What is required:
Leaving out every picture, quote the data below exactly as it appears.
— Begin Extracted entries —
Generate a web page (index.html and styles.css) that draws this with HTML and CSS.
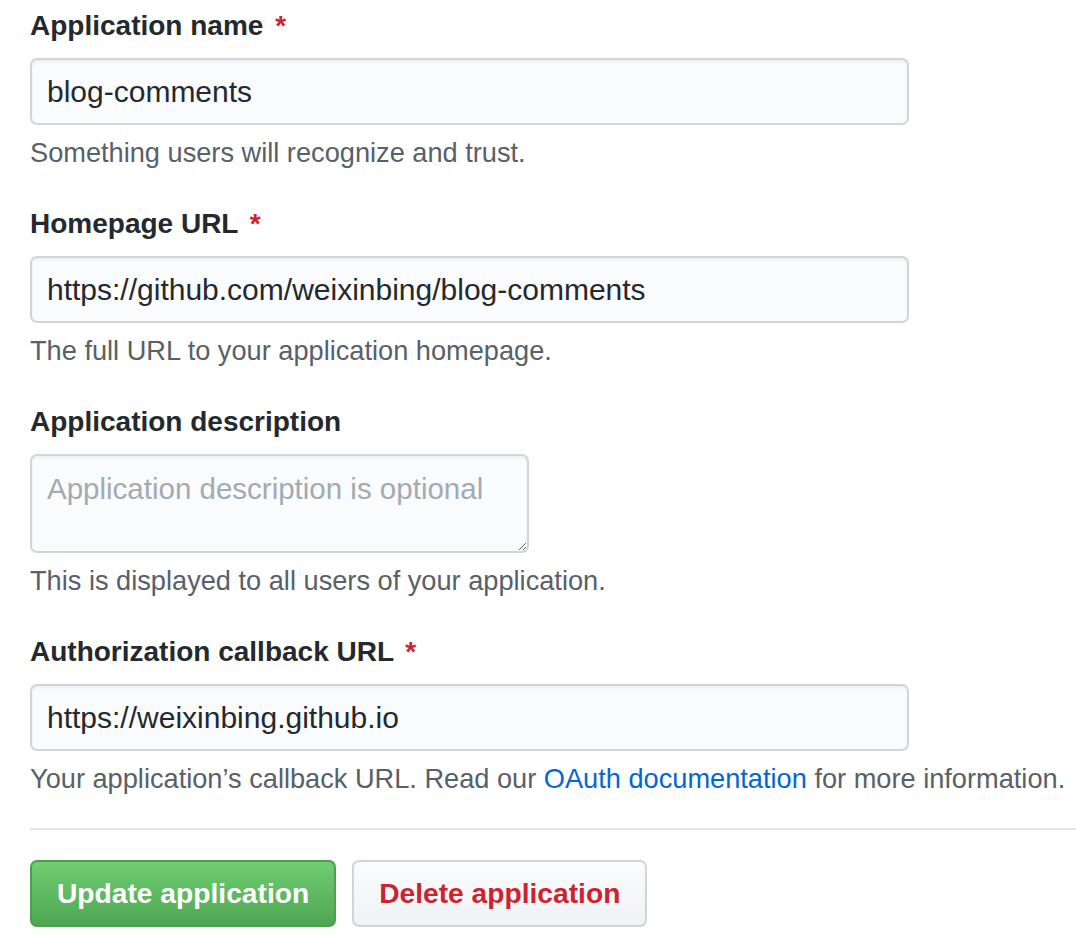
FILE: index.html
```html
<!DOCTYPE html>
<html>
<head>
<meta charset="utf-8">
<link rel="stylesheet" href="styles.css">
</head>
<body>
<form class="form">
  <div class="group">
    <label class="label">Application name <span class="req">*</span></label>
    <input class="input" type="text" value="blog-comments">
    <p class="note">Something users will recognize and trust.</p>
  </div>
  <div class="group">
    <label class="label">Homepage URL <span class="req">*</span></label>
    <input class="input" type="text" value="https://github.com/weixinbing/blog-comments">
    <p class="note">The full URL to your application homepage.</p>
  </div>
  <div class="group">
    <label class="label">Application description</label>
    <textarea class="textarea" placeholder="Application description is optional"></textarea>
    <p class="note">This is displayed to all users of your application.</p>
  </div>
  <div class="group">
    <label class="label">Authorization callback URL <span class="req">*</span></label>
    <input class="input" type="text" value="https://weixinbing.github.io">
    <p class="note">Your application’s callback URL. Read our <a class="link" href="#">OAuth documentation</a> for more information.</p>
  </div>
  <hr class="divider">
  <div class="actions">
    <button class="btn btn-primary" type="button">Update application</button>
    <button class="btn btn-danger" type="button">Delete application</button>
  </div>
</form>
</body>
</html>
```

FILE: styles.css
```css
html, body {
  margin: 0;
  padding: 0;
  background: #fff;
}
body {
  font-family: "Liberation Sans", Arial, sans-serif;
  color: #24292e;
}
.form {
  padding: 6px 0 0 30px;
}
.group {
  margin-bottom: 31px;
}
.label {
  display: block;
  font-size: 28px;
  font-weight: bold;
  line-height: 40px;
  margin-bottom: 12px;
}
.req {
  color: #cb2431;
  margin-left: 4px;
}
.input {
  display: block;
  box-sizing: border-box;
  width: 879px;
  height: 67px;
  padding: 0 15px;
  font-family: "Liberation Sans", Arial, sans-serif;
  font-size: 30px;
  color: #24292e;
  background: #fafbfc;
  border: 2px solid #d1d5da;
  border-radius: 7px;
  box-shadow: inset 0 2px 3px rgba(27,31,35,0.06);
  outline: none;
}
.textarea {
  display: block;
  box-sizing: border-box;
  width: 499px;
  height: 99px;
  padding: 13px 15px;
  font-family: "Liberation Sans", Arial, sans-serif;
  font-size: 29.5px;
  line-height: 40px;
  background: #fafbfc;
  border: 2px solid #d1d5da;
  border-radius: 7px;
  box-shadow: inset 0 2px 3px rgba(27,31,35,0.06);
  resize: vertical;
  outline: none;
}
.textarea::placeholder {
  color: #a3aab1;
}
.note {
  margin: 8px 0 0;
  font-size: 27.2px;
  line-height: 40px;
  color: #586069;
}
.link {
  color: #0366d6;
  text-decoration: none;
}
.divider {
  border: 0;
  border-top: 2px solid #e1e4e8;
  margin: -2px 0 30px;
  height: 0;
}
.actions {
  display: flex;
  gap: 16px;
}
.btn {
  box-sizing: border-box;
  height: 67px;
  padding: 0 25px;
  font-family: "Liberation Sans", Arial, sans-serif;
  font-size: 28.2px;
  font-weight: bold;
  border-radius: 7px;
  border: 2px solid;
  cursor: pointer;
}
.btn-primary {
  color: #fff;
  background: linear-gradient(180deg, #6fcd72, #4fa652);
  border-color: #4b9f4f;
}
.btn-danger {
  color: #cb2431;
  background: linear-gradient(180deg, #fafbfc, #f0f3f6);
  border-color: #d1d5da;
}
```
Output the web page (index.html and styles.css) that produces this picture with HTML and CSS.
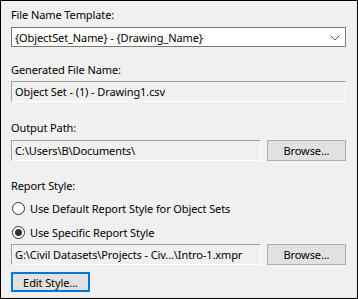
FILE: index.html
```html
<!DOCTYPE html>
<html lang="en">
<head>
  <meta charset="UTF-8" />
  <title>Report Settings</title>
  <link rel="stylesheet" href="styles.css">
</head>
<body>
  <div class="panel">
    <div class="label first">File Name Template:</div>
    <div class="combo">
      <span>{ObjectSet_Name} - {Drawing_Name}</span>
      <svg class="arrow" width="10" height="6" viewBox="0 0 10 6">
        <path d="M0.5 0.5 L5 5 L9.5 0.5" fill="none" stroke="#606060" stroke-width="1" />
      </svg>
    </div>

    <div class="label gen">Generated File Name:</div>
    <div class="textbox wide">Object Set - (1) - Drawing1.csv</div>

    <div class="label out">Output Path:</div>
    <div class="row">
      <div class="textbox">C:\Users\B\Documents\</div>
      <button class="btn">Browse...</button>
    </div>

    <div class="label style">Report Style:</div>
    <label class="radio first-radio">
      <span class="dot"></span>
      Use Default Report Style for Object Sets
    </label>
    <label class="radio checked">
      <span class="dot"></span>
      Use Specific Report Style
    </label>
    <div class="row style-row">
      <div class="textbox">G:\Civil Datasets\Projects - Civ...\Intro-1.xmpr</div>
      <button class="btn">Browse...</button>
    </div>

    <button class="btn edit">Edit Style...</button>
  </div>
</body>
</html>
```

FILE: styles.css
```css
body {
  margin: 0;
  font-family: "Noto Sans", "Open Sans", sans-serif;
  font-size: 11px;
  letter-spacing: -0.1px;
  color: #000;
}

.panel {
  width: 358px;
  height: 299px;
  box-sizing: border-box;
  border: 1px solid #000;
  background: #f0f0f0;
  padding: 0 11px 0 10px;
  display: flex;
  flex-direction: column;
  align-items: flex-start;
}

.label {
  height: 16px;
  line-height: 16px;
}

.label.first { margin-top: 6px; }
.label.gen { margin-top: 15px; }
.label.out { margin-top: 18px; }
.label.style { margin-top: 17px; }

.combo {
  margin-top: 4px;
  width: 335px;
  height: 20px;
  box-sizing: border-box;
  border: 1px solid #7a7a7a;
  background: #fff;
  display: flex;
  align-items: center;
  justify-content: space-between;
  padding: 0 5px 0 3px;
}

.arrow {
  margin-top: 1px;
}

.textbox {
  height: 21px;
  box-sizing: border-box;
  border-top: 1px solid #a0a0a0;
  border-left: 1px solid #a0a0a0;
  border-right: 1px solid #fff;
  border-bottom: 1px solid #fff;
  background: #f0f0f0;
  padding: 0 3px;
  line-height: 19px;
  white-space: nowrap;
  overflow: hidden;
  width: 250px;
}

.textbox.wide {
  margin-top: 3px;
  width: 335px;
}

.row {
  margin-top: 4px;
  width: 335px;
  display: flex;
  justify-content: space-between;
}

.style-row {
  margin-top: 2px;
}

.btn {
  font: inherit;
  letter-spacing: inherit;
  color: #000;
  width: 79px;
  height: 21px;
  box-sizing: border-box;
  border: 1px solid #adadad;
  background: #e1e1e1;
  padding: 0;
  margin: 0;
}

.btn.edit {
  margin-top: 7px;
  height: 20px;
  border: 2px solid #0078d7;
}

.radio {
  height: 20px;
  display: flex;
  align-items: center;
  gap: 5px;
  margin-top: 4px;
  padding-left: 1px;
}

.dot {
  width: 13px;
  height: 13px;
  box-sizing: border-box;
  border: 1px solid #333;
  border-radius: 50%;
  background: #fff;
  display: flex;
  align-items: center;
  justify-content: center;
}

.radio.checked .dot::after {
  content: "";
  width: 7px;
  height: 7px;
  border-radius: 50%;
  background: #333;
}
```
— End Extracted entries —
Output for this task:
Generate a web page (index.html and styles.css) that draws this with HTML and CSS.
FILE: index.html
```html
<!DOCTYPE html>
<html>
<head>
<meta charset="utf-8">
<link rel="stylesheet" href="styles.css">
</head>
<body>
<form class="form">
  <div class="group">
    <label class="label">Application name <span class="req">*</span></label>
    <input class="input" type="text" value="blog-comments">
    <p class="note">Something users will recognize and trust.</p>
  </div>
  <div class="group">
    <label class="label">Homepage URL <span class="req">*</span></label>
    <input class="input" type="text" value="https://github.com/weixinbing/blog-comments">
    <p class="note">The full URL to your application homepage.</p>
  </div>
  <div class="group">
    <label class="label">Application description</label>
    <textarea class="textarea" placeholder="Application description is optional"></textarea>
    <p class="note">This is displayed to all users of your application.</p>
  </div>
  <div class="group">
    <label class="label">Authorization callback URL <span class="req">*</span></label>
    <input class="input" type="text" value="https://weixinbing.github.io">
    <p class="note">Your application’s callback URL. Read our <a class="link" href="#">OAuth documentation</a> for more information.</p>
  </div>
  <hr class="divider">
  <div class="actions">
    <button class="btn btn-primary" type="button">Update application</button>
    <button class="btn btn-danger" type="button">Delete application</button>
  </div>
</form>
</body>
</html>
```

FILE: styles.css
```css
html, body {
  margin: 0;
  padding: 0;
  background: #fff;
}
body {
  font-family: "Liberation Sans", Arial, sans-serif;
  color: #24292e;
}
.form {
  padding: 6px 0 0 30px;
}
.group {
  margin-bottom: 31px;
}
.label {
  display: block;
  font-size: 28px;
  font-weight: bold;
  line-height: 40px;
  margin-bottom: 12px;
}
.req {
  color: #cb2431;
  margin-left: 4px;
}
.input {
  display: block;
  box-sizing: border-box;
  width: 879px;
  height: 67px;
  padding: 0 15px;
  font-family: "Liberation Sans", Arial, sans-serif;
  font-size: 30px;
  color: #24292e;
  background: #fafbfc;
  border: 2px solid #d1d5da;
  border-radius: 7px;
  box-shadow: inset 0 2px 3px rgba(27,31,35,0.06);
  outline: none;
}
.textarea {
  display: block;
  box-sizing: border-box;
  width: 499px;
  height: 99px;
  padding: 13px 15px;
  font-family: "Liberation Sans", Arial, sans-serif;
  font-size: 29.5px;
  line-height: 40px;
  background: #fafbfc;
  border: 2px solid #d1d5da;
  border-radius: 7px;
  box-shadow: inset 0 2px 3px rgba(27,31,35,0.06);
  resize: vertical;
  outline: none;
}
.textarea::placeholder {
  color: #a3aab1;
}
.note {
  margin: 8px 0 0;
  font-size: 27.2px;
  line-height: 40px;
  color: #586069;
}
.link {
  color: #0366d6;
  text-decoration: none;
}
.divider {
  border: 0;
  border-top: 2px solid #e1e4e8;
  margin: -2px 0 30px;
  height: 0;
}
.actions {
  display: flex;
  gap: 16px;
}
.btn {
  box-sizing: border-box;
  height: 67px;
  padding: 0 25px;
  font-family: "Liberation Sans", Arial, sans-serif;
  font-size: 28.2px;
  font-weight: bold;
  border-radius: 7px;
  border: 2px solid;
  cursor: pointer;
}
.btn-primary {
  color: #fff;
  background: linear-gradient(180deg, #6fcd72, #4fa652);
  border-color: #4b9f4f;
}
.btn-danger {
  color: #cb2431;
  background: linear-gradient(180deg, #fafbfc, #f0f3f6);
  border-color: #d1d5da;
}
```
Output the web page (index.html and styles.css) that produces this picture with HTML and CSS.
FILE: index.html
```html
<!DOCTYPE html>
<html lang="en">
<head>
  <meta charset="UTF-8" />
  <title>Report Settings</title>
  <link rel="stylesheet" href="styles.css">
</head>
<body>
  <div class="panel">
    <div class="label first">File Name Template:</div>
    <div class="combo">
      <span>{ObjectSet_Name} - {Drawing_Name}</span>
      <svg class="arrow" width="10" height="6" viewBox="0 0 10 6">
        <path d="M0.5 0.5 L5 5 L9.5 0.5" fill="none" stroke="#606060" stroke-width="1" />
      </svg>
    </div>

    <div class="label gen">Generated File Name:</div>
    <div class="textbox wide">Object Set - (1) - Drawing1.csv</div>

    <div class="label out">Output Path:</div>
    <div class="row">
      <div class="textbox">C:\Users\B\Documents\</div>
      <button class="btn">Browse...</button>
    </div>

    <div class="label style">Report Style:</div>
    <label class="radio first-radio">
      <span class="dot"></span>
      Use Default Report Style for Object Sets
    </label>
    <label class="radio checked">
      <span class="dot"></span>
      Use Specific Report Style
    </label>
    <div class="row style-row">
      <div class="textbox">G:\Civil Datasets\Projects - Civ...\Intro-1.xmpr</div>
      <button class="btn">Browse...</button>
    </div>

    <button class="btn edit">Edit Style...</button>
  </div>
</body>
</html>
```

FILE: styles.css
```css
body {
  margin: 0;
  font-family: "Noto Sans", "Open Sans", sans-serif;
  font-size: 11px;
  letter-spacing: -0.1px;
  color: #000;
}

.panel {
  width: 358px;
  height: 299px;
  box-sizing: border-box;
  border: 1px solid #000;
  background: #f0f0f0;
  padding: 0 11px 0 10px;
  display: flex;
  flex-direction: column;
  align-items: flex-start;
}

.label {
  height: 16px;
  line-height: 16px;
}

.label.first { margin-top: 6px; }
.label.gen { margin-top: 15px; }
.label.out { margin-top: 18px; }
.label.style { margin-top: 17px; }

.combo {
  margin-top: 4px;
  width: 335px;
  height: 20px;
  box-sizing: border-box;
  border: 1px solid #7a7a7a;
  background: #fff;
  display: flex;
  align-items: center;
  justify-content: space-between;
  padding: 0 5px 0 3px;
}

.arrow {
  margin-top: 1px;
}

.textbox {
  height: 21px;
  box-sizing: border-box;
  border-top: 1px solid #a0a0a0;
  border-left: 1px solid #a0a0a0;
  border-right: 1px solid #fff;
  border-bottom: 1px solid #fff;
  background: #f0f0f0;
  padding: 0 3px;
  line-height: 19px;
  white-space: nowrap;
  overflow: hidden;
  width: 250px;
}

.textbox.wide {
  margin-top: 3px;
  width: 335px;
}

.row {
  margin-top: 4px;
  width: 335px;
  display: flex;
  justify-content: space-between;
}

.style-row {
  margin-top: 2px;
}

.btn {
  font: inherit;
  letter-spacing: inherit;
  color: #000;
  width: 79px;
  height: 21px;
  box-sizing: border-box;
  border: 1px solid #adadad;
  background: #e1e1e1;
  padding: 0;
  margin: 0;
}

.btn.edit {
  margin-top: 7px;
  height: 20px;
  border: 2px solid #0078d7;
}

.radio {
  height: 20px;
  display: flex;
  align-items: center;
  gap: 5px;
  margin-top: 4px;
  padding-left: 1px;
}

.dot {
  width: 13px;
  height: 13px;
  box-sizing: border-box;
  border: 1px solid #333;
  border-radius: 50%;
  background: #fff;
  display: flex;
  align-items: center;
  justify-content: center;
}

.radio.checked .dot::after {
  content: "";
  width: 7px;
  height: 7px;
  border-radius: 50%;
  background: #333;
}
```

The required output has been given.